* _Supplied information_:
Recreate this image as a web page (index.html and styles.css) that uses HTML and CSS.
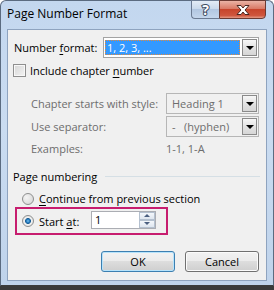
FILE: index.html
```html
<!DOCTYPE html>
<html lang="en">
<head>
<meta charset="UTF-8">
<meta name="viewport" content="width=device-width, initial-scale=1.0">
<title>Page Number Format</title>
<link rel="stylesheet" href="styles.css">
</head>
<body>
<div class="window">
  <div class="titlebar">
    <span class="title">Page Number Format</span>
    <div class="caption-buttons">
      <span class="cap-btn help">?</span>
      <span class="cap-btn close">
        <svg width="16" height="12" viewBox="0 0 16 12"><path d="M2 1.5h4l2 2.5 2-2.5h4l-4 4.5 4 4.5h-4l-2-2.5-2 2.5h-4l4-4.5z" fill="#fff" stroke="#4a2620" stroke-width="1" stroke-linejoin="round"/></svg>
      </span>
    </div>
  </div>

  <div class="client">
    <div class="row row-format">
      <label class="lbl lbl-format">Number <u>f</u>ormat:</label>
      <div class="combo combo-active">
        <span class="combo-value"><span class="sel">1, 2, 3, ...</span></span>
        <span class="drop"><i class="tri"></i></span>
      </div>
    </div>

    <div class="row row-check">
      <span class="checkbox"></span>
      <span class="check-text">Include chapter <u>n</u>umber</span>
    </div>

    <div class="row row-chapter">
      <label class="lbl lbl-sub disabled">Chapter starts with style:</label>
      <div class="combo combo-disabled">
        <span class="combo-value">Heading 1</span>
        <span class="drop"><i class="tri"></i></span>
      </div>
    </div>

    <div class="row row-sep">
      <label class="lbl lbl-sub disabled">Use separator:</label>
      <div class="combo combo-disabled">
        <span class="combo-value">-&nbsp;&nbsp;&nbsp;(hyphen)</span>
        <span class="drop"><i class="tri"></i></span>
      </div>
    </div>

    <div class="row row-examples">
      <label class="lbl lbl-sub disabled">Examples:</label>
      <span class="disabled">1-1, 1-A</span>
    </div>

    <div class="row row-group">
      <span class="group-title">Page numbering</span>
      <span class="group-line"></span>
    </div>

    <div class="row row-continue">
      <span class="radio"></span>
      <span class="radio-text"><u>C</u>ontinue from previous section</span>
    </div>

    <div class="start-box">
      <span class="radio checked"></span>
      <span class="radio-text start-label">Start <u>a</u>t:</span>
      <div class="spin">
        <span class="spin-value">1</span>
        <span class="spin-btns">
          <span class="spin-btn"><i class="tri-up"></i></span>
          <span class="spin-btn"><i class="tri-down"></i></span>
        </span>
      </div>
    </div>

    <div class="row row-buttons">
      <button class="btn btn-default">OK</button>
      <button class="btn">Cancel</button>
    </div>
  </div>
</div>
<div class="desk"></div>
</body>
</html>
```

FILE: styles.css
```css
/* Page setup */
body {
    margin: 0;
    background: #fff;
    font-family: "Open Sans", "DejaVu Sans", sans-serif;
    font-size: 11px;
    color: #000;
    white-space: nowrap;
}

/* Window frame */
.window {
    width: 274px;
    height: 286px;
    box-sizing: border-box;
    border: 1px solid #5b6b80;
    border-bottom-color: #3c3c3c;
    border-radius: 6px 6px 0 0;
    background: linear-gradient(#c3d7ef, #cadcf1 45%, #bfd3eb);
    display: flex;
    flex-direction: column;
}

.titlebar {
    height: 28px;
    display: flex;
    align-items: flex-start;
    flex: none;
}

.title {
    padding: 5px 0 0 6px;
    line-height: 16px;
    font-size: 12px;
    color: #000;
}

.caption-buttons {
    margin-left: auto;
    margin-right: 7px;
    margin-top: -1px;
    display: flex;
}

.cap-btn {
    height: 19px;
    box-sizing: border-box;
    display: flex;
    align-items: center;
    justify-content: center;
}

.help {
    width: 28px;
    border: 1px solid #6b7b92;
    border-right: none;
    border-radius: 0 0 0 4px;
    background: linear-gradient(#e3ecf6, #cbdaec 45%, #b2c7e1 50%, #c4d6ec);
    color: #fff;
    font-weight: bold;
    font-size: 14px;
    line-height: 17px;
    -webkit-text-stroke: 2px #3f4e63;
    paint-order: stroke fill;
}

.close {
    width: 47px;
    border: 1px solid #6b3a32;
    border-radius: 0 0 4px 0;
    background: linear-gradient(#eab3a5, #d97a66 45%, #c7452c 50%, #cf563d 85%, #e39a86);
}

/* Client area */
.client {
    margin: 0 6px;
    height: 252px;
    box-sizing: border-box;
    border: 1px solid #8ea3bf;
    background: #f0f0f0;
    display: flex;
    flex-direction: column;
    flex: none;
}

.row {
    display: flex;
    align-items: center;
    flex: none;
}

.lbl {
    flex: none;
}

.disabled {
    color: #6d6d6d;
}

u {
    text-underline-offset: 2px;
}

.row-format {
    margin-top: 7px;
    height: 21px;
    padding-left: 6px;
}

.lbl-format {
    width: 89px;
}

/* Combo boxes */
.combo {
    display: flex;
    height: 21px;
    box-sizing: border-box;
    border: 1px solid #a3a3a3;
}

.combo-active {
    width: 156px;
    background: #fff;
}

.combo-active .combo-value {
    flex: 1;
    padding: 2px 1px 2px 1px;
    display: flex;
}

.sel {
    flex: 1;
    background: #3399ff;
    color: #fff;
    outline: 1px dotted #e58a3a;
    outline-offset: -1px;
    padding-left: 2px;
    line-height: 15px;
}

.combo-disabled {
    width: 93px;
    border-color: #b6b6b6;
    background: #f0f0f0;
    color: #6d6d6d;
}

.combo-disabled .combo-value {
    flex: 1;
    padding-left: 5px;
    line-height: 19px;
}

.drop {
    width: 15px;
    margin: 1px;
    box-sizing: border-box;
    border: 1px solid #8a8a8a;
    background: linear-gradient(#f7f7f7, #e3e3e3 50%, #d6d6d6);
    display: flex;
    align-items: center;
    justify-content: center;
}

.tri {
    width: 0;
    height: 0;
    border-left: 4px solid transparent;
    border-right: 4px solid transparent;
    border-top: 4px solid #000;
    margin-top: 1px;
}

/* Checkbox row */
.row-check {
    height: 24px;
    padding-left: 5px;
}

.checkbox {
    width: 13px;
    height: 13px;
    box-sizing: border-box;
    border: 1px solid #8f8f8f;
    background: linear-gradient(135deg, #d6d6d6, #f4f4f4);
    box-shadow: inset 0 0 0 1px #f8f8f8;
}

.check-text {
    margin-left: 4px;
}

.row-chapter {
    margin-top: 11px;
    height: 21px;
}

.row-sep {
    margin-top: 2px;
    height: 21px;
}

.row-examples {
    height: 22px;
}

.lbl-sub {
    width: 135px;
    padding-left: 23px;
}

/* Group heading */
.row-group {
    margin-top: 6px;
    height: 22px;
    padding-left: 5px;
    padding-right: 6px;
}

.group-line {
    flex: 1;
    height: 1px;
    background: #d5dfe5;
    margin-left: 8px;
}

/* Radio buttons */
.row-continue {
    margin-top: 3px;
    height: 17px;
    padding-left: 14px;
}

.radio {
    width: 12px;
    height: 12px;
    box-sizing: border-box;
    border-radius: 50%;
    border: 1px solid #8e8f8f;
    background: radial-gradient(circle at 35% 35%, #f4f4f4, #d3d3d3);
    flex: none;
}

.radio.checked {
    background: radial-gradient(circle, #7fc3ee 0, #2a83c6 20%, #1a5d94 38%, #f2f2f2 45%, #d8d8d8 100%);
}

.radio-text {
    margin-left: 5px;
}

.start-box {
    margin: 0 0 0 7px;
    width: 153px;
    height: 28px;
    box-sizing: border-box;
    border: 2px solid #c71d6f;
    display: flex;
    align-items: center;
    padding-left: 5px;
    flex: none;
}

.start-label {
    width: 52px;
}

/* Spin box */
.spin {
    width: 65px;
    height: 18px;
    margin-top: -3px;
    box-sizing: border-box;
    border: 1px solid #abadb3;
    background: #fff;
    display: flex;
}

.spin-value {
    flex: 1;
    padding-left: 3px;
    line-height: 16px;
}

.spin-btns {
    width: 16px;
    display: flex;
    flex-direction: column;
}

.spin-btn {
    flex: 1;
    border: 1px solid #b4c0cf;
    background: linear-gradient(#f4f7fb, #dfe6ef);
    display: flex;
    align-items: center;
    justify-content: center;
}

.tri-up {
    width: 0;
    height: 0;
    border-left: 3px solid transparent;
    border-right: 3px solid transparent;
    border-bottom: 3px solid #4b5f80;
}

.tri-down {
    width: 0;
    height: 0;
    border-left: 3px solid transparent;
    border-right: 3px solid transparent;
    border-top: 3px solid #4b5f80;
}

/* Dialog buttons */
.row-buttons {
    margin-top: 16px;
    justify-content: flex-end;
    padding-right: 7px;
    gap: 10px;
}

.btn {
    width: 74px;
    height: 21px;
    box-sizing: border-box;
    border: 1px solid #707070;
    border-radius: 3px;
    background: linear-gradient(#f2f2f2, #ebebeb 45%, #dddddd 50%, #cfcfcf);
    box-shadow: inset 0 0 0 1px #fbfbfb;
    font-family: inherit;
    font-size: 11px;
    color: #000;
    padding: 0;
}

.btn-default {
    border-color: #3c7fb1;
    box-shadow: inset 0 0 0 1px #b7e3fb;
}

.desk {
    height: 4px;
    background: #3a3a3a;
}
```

* _Objective_:
Pull every line containing "styles" from the material above.

* _Task output_:
Recreate this image as a web page (index.html and styles.css) that uses HTML and CSS.
<link rel="stylesheet" href="styles.css">
FILE: styles.css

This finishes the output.